+++ SUPPLIED MATERIAL +++

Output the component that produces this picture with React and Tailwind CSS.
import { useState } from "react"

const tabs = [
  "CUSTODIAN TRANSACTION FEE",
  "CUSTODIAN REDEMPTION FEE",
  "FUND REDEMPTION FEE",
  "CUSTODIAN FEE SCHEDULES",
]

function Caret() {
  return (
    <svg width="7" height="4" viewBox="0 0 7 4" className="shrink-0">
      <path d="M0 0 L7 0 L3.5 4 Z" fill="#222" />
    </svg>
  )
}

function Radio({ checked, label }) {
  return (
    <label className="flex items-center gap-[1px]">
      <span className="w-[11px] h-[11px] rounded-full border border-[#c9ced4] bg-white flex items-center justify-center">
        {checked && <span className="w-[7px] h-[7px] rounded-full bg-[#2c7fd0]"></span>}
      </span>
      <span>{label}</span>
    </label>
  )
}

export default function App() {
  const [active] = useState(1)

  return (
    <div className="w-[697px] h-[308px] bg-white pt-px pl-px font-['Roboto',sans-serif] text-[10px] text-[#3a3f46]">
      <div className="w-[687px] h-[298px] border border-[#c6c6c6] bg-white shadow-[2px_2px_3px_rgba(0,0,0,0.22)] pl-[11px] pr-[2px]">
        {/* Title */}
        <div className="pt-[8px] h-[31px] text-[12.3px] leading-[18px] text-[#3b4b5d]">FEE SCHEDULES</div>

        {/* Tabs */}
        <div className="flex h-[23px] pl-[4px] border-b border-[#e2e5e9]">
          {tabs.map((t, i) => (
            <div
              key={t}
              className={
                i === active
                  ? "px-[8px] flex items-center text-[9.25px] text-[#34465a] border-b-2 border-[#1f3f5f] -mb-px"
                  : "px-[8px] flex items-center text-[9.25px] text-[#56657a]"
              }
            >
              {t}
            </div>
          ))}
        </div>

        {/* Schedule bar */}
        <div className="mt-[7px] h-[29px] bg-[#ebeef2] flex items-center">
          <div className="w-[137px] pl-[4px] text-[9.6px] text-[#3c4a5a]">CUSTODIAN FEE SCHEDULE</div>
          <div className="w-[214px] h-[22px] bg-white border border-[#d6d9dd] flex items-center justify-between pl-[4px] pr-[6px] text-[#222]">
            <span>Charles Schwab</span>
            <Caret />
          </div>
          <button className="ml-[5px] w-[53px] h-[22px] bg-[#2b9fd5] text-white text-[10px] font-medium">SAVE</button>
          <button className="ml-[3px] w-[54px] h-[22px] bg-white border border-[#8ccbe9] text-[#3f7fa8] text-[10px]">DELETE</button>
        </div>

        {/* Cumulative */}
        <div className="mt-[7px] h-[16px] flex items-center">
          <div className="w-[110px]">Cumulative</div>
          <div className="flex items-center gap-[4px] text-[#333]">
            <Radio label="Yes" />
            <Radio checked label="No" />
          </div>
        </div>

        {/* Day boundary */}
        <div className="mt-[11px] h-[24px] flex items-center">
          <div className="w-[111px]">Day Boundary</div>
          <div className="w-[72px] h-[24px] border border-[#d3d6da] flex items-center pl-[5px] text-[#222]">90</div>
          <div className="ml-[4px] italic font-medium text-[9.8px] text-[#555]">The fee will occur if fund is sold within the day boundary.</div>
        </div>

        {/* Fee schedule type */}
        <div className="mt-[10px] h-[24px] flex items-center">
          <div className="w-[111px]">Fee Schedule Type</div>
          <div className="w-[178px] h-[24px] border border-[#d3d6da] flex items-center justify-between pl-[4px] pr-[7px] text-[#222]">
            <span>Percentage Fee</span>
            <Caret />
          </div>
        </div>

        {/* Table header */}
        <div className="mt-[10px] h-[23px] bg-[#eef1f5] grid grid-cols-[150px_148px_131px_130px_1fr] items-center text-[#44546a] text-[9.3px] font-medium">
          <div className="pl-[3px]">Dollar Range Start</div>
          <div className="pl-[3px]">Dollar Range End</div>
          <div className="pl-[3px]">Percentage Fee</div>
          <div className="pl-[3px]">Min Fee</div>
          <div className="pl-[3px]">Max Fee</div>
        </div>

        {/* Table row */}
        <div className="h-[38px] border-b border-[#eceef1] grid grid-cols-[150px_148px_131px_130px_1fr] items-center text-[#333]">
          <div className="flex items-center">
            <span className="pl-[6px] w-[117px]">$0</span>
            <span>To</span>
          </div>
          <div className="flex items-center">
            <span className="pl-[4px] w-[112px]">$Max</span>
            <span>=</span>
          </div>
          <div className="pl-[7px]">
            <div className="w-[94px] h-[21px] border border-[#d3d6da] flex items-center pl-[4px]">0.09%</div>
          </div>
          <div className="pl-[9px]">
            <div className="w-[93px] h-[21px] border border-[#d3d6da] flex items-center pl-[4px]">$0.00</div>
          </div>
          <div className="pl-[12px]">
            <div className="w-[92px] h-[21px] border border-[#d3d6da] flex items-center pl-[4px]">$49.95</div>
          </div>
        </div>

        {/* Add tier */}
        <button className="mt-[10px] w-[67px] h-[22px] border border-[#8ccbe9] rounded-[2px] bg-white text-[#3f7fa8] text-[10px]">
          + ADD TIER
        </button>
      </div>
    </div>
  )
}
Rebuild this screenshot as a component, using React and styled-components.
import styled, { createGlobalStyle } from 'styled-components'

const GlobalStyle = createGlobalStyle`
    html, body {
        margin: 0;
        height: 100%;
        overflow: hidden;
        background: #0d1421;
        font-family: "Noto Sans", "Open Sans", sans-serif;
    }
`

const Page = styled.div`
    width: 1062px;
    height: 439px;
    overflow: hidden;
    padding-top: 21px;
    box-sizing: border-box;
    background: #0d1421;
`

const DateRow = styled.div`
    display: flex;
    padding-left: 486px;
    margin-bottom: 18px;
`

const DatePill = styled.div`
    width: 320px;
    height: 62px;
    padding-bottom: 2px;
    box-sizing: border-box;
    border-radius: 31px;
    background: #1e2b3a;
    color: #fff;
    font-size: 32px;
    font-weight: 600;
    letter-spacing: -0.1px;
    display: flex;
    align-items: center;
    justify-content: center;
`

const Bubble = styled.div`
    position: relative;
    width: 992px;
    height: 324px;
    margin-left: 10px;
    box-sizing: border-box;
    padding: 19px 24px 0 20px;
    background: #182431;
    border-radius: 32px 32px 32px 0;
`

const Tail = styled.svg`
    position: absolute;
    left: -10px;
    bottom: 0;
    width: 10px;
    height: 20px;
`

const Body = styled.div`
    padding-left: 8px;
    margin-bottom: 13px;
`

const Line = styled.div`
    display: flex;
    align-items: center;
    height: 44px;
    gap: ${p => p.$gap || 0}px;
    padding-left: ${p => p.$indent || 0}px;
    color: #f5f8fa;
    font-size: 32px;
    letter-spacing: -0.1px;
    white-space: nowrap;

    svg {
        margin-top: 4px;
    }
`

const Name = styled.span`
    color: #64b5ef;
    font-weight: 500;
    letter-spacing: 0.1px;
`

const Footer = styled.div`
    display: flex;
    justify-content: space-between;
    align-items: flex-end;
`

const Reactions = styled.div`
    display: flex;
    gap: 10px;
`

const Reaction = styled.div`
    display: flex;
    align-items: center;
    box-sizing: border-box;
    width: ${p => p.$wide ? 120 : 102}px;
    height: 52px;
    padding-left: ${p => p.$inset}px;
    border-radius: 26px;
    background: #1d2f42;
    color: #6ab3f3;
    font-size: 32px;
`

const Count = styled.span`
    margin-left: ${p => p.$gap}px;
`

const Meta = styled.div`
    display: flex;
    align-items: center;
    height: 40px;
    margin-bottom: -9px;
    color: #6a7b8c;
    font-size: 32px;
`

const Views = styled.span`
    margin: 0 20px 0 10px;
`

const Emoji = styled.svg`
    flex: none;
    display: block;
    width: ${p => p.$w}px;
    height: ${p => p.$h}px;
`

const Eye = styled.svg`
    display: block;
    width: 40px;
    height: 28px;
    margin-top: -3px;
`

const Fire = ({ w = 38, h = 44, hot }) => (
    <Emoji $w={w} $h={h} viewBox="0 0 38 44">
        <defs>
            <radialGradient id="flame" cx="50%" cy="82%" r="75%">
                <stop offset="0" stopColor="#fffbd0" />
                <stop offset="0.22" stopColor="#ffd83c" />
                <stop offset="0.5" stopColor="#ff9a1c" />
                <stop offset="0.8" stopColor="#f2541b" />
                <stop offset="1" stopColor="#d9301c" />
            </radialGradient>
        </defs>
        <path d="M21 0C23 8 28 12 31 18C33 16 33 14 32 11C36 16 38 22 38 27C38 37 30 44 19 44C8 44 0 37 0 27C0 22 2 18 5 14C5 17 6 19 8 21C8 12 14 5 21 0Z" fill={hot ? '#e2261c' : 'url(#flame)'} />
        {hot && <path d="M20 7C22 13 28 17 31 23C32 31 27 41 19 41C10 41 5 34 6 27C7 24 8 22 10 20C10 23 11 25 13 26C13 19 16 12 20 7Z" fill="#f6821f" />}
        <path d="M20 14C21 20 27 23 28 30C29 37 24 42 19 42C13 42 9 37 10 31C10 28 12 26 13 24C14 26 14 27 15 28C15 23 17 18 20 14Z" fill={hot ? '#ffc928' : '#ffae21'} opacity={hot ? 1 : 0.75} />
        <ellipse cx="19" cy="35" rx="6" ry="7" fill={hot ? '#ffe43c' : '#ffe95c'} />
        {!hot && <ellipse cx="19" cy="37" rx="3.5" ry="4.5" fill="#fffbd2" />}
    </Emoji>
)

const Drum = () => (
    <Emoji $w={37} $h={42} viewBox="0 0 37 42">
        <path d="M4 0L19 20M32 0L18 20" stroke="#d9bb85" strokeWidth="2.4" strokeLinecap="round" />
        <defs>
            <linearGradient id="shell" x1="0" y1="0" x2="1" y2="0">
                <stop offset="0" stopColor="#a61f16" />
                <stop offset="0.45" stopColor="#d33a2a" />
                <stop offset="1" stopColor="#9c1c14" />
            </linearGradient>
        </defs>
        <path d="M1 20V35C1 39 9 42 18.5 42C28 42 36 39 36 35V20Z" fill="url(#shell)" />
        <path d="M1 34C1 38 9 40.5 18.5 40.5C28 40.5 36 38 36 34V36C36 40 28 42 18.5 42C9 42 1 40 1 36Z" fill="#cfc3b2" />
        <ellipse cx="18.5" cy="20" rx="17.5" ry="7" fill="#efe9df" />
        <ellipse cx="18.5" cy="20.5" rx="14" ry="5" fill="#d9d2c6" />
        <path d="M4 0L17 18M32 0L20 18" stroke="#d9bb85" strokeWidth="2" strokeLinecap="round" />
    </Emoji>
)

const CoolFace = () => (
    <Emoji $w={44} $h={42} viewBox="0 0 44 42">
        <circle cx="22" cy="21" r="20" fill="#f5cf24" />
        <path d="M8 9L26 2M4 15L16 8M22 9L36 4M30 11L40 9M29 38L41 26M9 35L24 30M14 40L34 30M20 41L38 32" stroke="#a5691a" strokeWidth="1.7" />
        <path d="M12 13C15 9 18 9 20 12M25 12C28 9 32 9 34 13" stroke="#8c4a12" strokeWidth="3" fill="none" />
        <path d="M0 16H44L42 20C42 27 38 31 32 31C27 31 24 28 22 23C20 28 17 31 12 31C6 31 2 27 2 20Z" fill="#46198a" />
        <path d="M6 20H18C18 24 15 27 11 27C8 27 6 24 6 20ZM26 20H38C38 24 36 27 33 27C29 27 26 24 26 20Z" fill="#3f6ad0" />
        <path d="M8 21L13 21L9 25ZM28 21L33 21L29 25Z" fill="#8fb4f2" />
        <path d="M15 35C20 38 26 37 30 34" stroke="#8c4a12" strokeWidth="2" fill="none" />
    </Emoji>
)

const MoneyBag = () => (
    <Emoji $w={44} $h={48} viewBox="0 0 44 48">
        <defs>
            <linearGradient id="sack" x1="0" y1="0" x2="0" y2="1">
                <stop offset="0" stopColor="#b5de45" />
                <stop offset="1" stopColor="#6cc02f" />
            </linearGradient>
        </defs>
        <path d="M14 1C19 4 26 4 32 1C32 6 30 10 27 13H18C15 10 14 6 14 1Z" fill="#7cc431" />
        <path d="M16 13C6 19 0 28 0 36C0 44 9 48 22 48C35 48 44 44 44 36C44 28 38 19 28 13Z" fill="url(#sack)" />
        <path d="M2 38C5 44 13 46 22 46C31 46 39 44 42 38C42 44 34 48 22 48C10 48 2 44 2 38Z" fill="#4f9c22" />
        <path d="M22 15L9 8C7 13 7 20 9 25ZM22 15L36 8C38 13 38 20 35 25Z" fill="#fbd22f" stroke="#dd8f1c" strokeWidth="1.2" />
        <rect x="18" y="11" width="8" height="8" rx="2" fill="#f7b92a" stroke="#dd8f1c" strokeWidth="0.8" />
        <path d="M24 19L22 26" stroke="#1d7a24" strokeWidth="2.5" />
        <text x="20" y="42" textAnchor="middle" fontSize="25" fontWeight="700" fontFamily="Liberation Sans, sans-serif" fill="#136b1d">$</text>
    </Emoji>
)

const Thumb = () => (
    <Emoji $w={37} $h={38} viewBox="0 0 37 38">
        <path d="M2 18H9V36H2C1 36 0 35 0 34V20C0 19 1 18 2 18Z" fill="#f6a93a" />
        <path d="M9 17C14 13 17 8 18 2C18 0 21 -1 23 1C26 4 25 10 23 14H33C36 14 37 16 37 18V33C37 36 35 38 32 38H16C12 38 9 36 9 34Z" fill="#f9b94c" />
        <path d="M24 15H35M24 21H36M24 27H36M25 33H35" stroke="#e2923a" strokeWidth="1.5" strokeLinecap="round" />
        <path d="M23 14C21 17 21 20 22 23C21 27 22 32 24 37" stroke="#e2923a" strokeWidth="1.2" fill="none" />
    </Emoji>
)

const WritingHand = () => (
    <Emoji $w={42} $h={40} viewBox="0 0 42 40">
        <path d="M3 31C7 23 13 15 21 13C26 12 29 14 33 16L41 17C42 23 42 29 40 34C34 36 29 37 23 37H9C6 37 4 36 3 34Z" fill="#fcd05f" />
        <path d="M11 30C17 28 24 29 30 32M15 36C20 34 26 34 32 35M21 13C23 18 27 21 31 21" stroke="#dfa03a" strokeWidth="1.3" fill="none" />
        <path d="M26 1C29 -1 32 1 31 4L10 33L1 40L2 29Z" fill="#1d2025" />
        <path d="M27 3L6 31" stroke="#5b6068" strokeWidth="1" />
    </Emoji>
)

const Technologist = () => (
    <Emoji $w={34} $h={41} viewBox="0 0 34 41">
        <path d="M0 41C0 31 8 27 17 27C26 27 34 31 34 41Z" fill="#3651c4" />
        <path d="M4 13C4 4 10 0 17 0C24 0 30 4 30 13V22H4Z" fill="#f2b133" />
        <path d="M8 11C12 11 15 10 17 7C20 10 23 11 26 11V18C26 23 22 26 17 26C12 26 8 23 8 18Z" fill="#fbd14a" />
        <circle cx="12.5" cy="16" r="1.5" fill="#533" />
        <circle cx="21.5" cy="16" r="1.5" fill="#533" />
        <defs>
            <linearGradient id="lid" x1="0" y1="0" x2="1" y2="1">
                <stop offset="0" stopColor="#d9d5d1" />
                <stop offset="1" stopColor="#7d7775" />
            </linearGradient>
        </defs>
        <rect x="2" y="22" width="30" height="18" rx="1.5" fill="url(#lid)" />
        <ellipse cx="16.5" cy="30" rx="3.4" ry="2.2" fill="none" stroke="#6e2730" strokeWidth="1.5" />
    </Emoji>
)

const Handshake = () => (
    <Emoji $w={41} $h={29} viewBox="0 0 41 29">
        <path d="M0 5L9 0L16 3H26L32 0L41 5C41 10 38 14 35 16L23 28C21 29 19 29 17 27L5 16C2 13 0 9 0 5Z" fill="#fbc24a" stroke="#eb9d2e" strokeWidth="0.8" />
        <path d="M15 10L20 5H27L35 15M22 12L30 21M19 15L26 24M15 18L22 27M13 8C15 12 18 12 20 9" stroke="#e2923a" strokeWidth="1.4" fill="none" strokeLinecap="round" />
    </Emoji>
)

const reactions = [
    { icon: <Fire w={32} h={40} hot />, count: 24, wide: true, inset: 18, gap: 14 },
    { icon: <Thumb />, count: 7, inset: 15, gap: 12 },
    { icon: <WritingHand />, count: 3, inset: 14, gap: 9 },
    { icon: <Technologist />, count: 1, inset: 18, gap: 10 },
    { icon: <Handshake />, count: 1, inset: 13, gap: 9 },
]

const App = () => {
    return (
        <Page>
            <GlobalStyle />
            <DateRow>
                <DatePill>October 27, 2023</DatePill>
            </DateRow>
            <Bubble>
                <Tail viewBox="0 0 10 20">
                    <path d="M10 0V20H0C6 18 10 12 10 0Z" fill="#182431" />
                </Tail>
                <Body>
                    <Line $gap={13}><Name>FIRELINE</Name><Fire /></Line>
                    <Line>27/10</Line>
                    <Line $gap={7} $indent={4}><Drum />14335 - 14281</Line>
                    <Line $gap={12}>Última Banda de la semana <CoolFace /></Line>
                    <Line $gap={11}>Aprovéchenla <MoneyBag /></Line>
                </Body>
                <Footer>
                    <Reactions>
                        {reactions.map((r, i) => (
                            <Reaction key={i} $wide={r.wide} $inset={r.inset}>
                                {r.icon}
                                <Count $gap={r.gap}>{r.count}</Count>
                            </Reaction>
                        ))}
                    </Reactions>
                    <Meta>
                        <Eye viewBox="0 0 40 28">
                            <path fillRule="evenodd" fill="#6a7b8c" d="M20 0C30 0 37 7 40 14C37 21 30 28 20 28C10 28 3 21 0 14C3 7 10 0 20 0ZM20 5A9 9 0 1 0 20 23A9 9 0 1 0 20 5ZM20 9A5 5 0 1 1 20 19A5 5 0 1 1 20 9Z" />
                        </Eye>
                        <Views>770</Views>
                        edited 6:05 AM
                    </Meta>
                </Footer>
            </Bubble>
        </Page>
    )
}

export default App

+++

TASK TO COMPLETE: Return every line from the records above that holds the word "components".

RESPONSE:
Rebuild this screenshot as a component, using React and styled-components.
import styled, { createGlobalStyle } from 'styled-components'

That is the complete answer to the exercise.